Calculating Estate Tax Liability: 2001 to 2011 and Beyond


 

Publication Date: November 2006

Publisher: Library of Congress. Congressional Research Service

Author(s):

Research Area: Banking and finance

Type:

Abstract:

This report provides a basic explanation of how to calculate the federal estate tax liability for a taxable estate of any given size, using the schedule of marginal tax rates and the applicable exclusion amount or the applicable credit amount for the year of death. The applicable exclusion amount is the amount of any decedent's taxable estate that is free from tax, known informally as the estate tax exemption. The applicable credit amount is the corresponding tax credit equal to the tax that would be due on a taxable estate the size of the applicable exclusion amount.

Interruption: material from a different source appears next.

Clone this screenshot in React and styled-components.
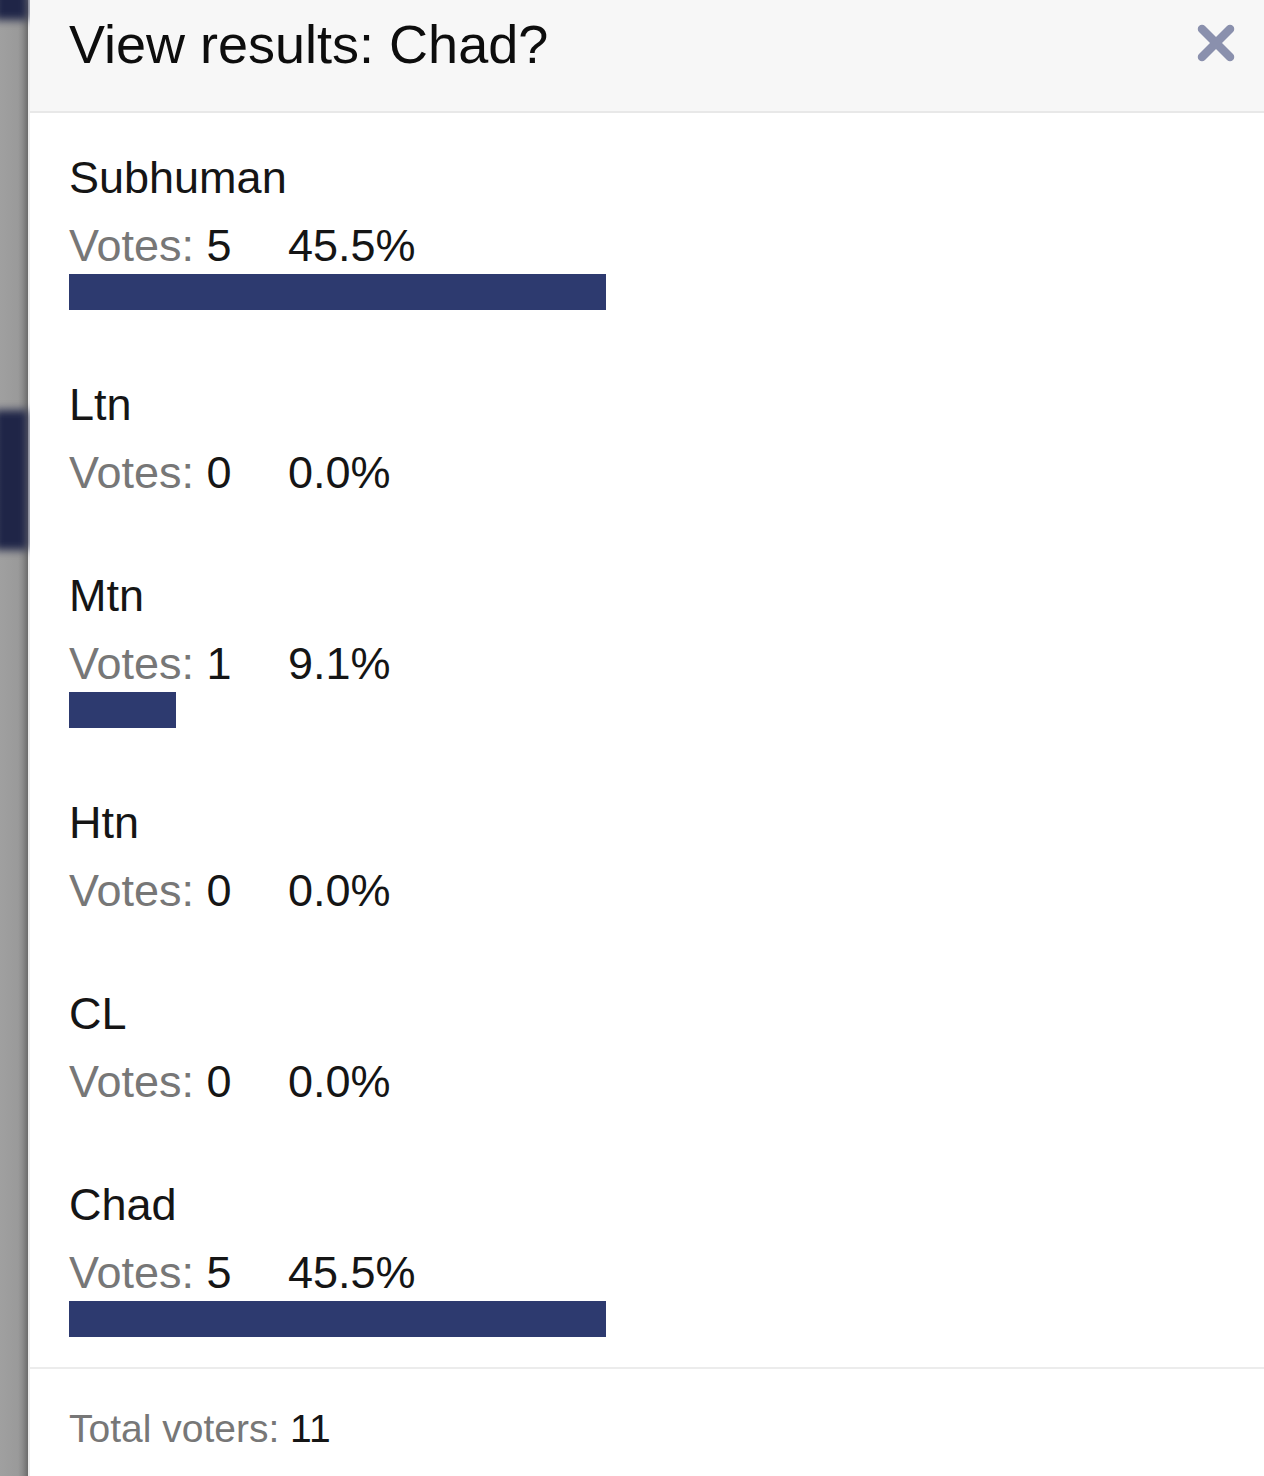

A shortcut is available to calculate the tax on the estates of decedents dying in 2006 through 2009. The estate tax liability can be calculated simply by multiplying the amount of the taxable estate in excess of the applicable exclusion amount for the year of death times the maximum estate tax rate for the year. The applicable exclusion amount is $2 million for 2006-2008 and $3.5 million for 2009. The maximum tax rate is 46% for 2006 and 45% for 2007-2009.

A more formal method is required to calculate the tax liability for years before 2006 or for 2011 and beyond. This is because more than one marginal tax rate applies to taxable estate values in excess of the exclusion amount. First, the tentative tax that would be due on the entire taxable estate is calculated from the marginal tax rate table for the year of death. Then, the applicable credit amount for the year of death is subtracted from the tentative tax to determine the tax due.

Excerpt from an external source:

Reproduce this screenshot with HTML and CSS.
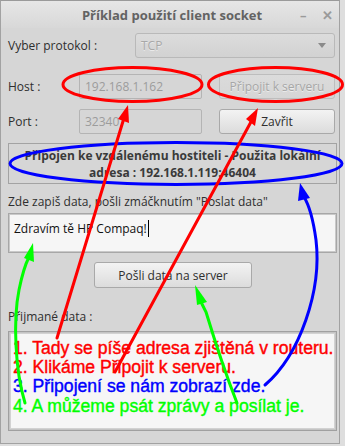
FILE: index.html
```html
<!DOCTYPE html>
<html lang="cs">
<head>
<meta charset="utf-8">
<title>Příklad použití client socket</title>
<link rel="stylesheet" href="styles.css">
</head>
<body>
<div class="window">
  <div class="titlebar">
    <span class="title">Příklad použití client socket</span>
    <span class="ctrl min">–</span>
    <span class="ctrl close">✕</span>
  </div>
  <div class="content">
    <div class="row proto">
      <span class="label">Vyber protokol :</span>
      <div class="combo"><span>TCP</span><span class="arrow"></span></div>
    </div>
    <div class="row io">
      <span class="label">Host :</span>
      <div class="field disabled">192.168.1.162</div>
      <div class="btn disabled">Připojit k serveru</div>
    </div>
    <div class="row io port">
      <span class="label">Port :</span>
      <div class="field disabled">32340</div>
      <div class="btn">Zavřit</div>
    </div>
    <div class="status">Připojen ke vzdálenému hostiteli - Použita lokální<br>adresa : 192.168.1.119:46404</div>
    <div class="caption">Zde zapiš data, pošli zmáčknutím "Poslat data"</div>
    <div class="entry">Zdravím tě HP Compaq!<span class="caret"></span></div>
    <div class="sendrow"><div class="btn send">Pošli data na server</div></div>
    <div class="caption recv-caption">Přijmané data :</div>
    <div class="received">
      <div class="inner">
        <div class="note red">1. Tady se píše adresa zjištěná v routeru.</div>
        <div class="note red">2. Klikáme Připojit k serveru.</div>
        <div class="note blue">3. Připojení se nám zobrazí zde.</div>
        <div class="note green">4. A můžeme psát zprávy a posílat je.</div>
      </div>
    </div>
  </div>
  <svg class="overlay" width="345" height="446" viewBox="0 0 345 446">
    <g fill="none" stroke-width="3" stroke-linecap="round">
      <ellipse cx="132.5" cy="84.5" rx="69.5" ry="17" stroke="#ff0000"/>
      <ellipse cx="275.5" cy="84.5" rx="67" ry="17" stroke="#ff0000"/>
      <ellipse cx="176" cy="163.5" rx="166" ry="21" stroke="#0000ff"/>
      <path d="M57,338 L124,118" stroke="#ff0000"/>
      <path d="M115,372 L252,120" stroke="#ff0000"/>
      <path d="M265,385 C300,355 322,290 316,240 C313,218 309,205 304,197" stroke="#0000ff"/>
      <path d="M25,403 C15,370 13,320 19,290 C22,275 25,265 29,257" stroke="#00ff00"/>
      <path d="M237,403 C228,380 216,345 206,312 L199,298" stroke="#00ff00"/>
    </g>
    <polygon points="128,105 129,123 118,119" fill="#ff0000"/>
    <polygon points="258,108 255,126 246,119" fill="#ff0000"/>
    <polygon points="300,183 310,198 298,201" fill="#0000ff"/>
    <polygon points="33,243 34,262 24,258" fill="#00ff00"/>
    <polygon points="195,285 207,302 197,305" fill="#00ff00"/>
  </svg>
</div>
</body>
</html>
```
FILE: styles.css
```css
* { box-sizing: border-box; }
html, body { margin: 0; padding: 0; background: #dedede; }
body { width: 345px; height: 446px; overflow: hidden; }

.window {
  position: relative;
  width: 340px;
  height: 444px;
  background: #d6d6d6;
  border: 1px solid #a2a2a2;
  border-top-color: #9a9a9a;
  font-family: "Open Sans", "Noto Sans", sans-serif;
  font-size: 12px;
  color: #2e2e2e;
}

.titlebar {
  height: 27px;
  background: linear-gradient(#e6e6e6, #d8d8d8);
  display: flex;
  align-items: center;
  justify-content: center;
  position: relative;
}
.title {
  font-weight: bold;
  font-size: 13px;
  color: #636363;
  padding-left: 4px;
}
.ctrl {
  position: absolute;
  top: 5px;
  color: #9a9a9a;
  font-weight: bold;
  font-size: 13px;
}
.ctrl.min { left: 299px; }
.ctrl.close { left: 321px; }

.content {
  padding: 5px 3px 0 7px;
  display: flex;
  flex-direction: column;
}

.row { display: flex; align-items: center; }
.label { color: #2e2e2e; }
.proto { height: 25px; }
.proto .label { width: 127px; }
.combo {
  width: 200px;
  height: 25px;
  border: 1px solid #b9b9b9;
  border-radius: 3px;
  background: linear-gradient(#dcdcdc, #d2d2d2);
  display: flex;
  align-items: center;
  justify-content: space-between;
  padding: 0 8px 0 5px;
  color: #a8a8a8;
  text-shadow: 0 1px 0 #eaeaea;
}
.arrow {
  width: 0; height: 0;
  border-left: 4px solid transparent;
  border-right: 4px solid transparent;
  border-top: 5px solid #8a8a8a;
}

.io { margin-top: 16px; height: 25px; }
.port { margin-top: 10px; }
.io .label { width: 71px; }
.field {
  width: 123px;
  height: 25px;
  border: 1px solid #b4b4b4;
  border-radius: 2px;
  padding: 0 5px;
  display: flex;
  align-items: center;
}
.field.disabled { background: #d6d6d6; color: #9c9c9c; }

.btn {
  width: 116px;
  height: 25px;
  margin-left: 17px;
  border: 1px solid #a9a9a9;
  border-radius: 3px;
  background: linear-gradient(#f3f3f3, #dcdcdc);
  display: flex;
  align-items: center;
  justify-content: center;
  color: #2e2e2e;
}
.btn.disabled {
  background: linear-gradient(#dbdbdb, #d6d6d6);
  border-color: #bdbdbd;
  color: #a6a6a6;
  text-shadow: 0 1px 0 #ececec;
}

.status {
  margin-top: 9px;
  width: 329px;
  height: 41px;
  border: 1px solid #a3a3a3;
  font-weight: bold;
  color: #3a3a3a;
  text-align: center;
  line-height: 17px;
  padding-top: 3px;
}

.caption { margin-top: 9px; height: 17px; line-height: 17px; }
.entry {
  margin-top: 3px;
  width: 329px;
  height: 40px;
  border: 1px solid #a7a7a7;
  box-shadow: inset 0 0 0 1px #c9c9c9;
  background: #f6f6f6;
  color: #111;
  padding: 6px 4px 0 5px;
  line-height: 16px;
}
.caret {
  display: inline-block;
  width: 1px;
  height: 17px;
  background: #000;
  vertical-align: -4px;
  margin-left: 1px;
}

.sendrow { margin-top: 9px; padding-left: 69px; }
.btn.send { width: 158px; height: 26px; margin-left: 17px; }

.recv-caption { margin-top: 20px; }
.received {
  margin-top: 6px;
  width: 329px;
  height: 100px;
  border: 1px solid #a0a0a0;
  background: #c4c4c4;
  padding: 1px;
}
.inner {
  height: 100%;
  background: #f6f6f6;
  border: 1px solid #d2d2d2;
  padding: 5px 0 0 2px;
}
.note {
  font-family: "Liberation Sans", Arial, sans-serif;
  font-size: 17.6px;
  line-height: 19.2px;
  -webkit-text-stroke: 0.4px currentColor;
  white-space: nowrap;
}
.red { color: #ff0000; }
.blue { color: #0000ff; }
.green { color: #00ff00; }

.overlay {
  position: absolute;
  left: -1px;
  top: -1px;
  pointer-events: none;
}
```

A numerical example is presented in the text and in worksheets for a $5 million taxable estate of a decedent dying in 2007 or 2008. Both the shortcut and formal methods are used to calculate the tax liability.

The Economic Growth and Tax Relief Reconciliation Act of 2001 (P.L. 107-16, EGTRRA) gradually lowered the maximum estate tax rate and substantially raised the applicable exclusion amount over the years 2002 through 2009. The maximum tax rate fell from 60% under prior law in 2001 (a 55% marginal rate on taxable estate values over $3 million plus a 5% surtax from $10 million to $17 million) to 45% in 2007-2009. The applicable exclusion amount rose from $675,000 in 2001, in steps, up to $3.5 million in 2009. EGTRRA repealed the estate tax for decedents dying in 2010. However, all of the provisions under the act are scheduled to sunset on December 31, 2010. Unless changed beforehand, in 2011 the law will revert back to what it would have been had EGTRRA never been enacted. Under a provision of the Taxpayer Relief Act of 1997 (P.L. 105-34), in 2011 and beyond the applicable exclusion amount would be $1 million, in contrast to $675,000 in 2001. The tables in the appendix present the marginal estate tax rates and the applicable exclusion amount for each year. This report will be updated when there are changes in the law governing estate taxes.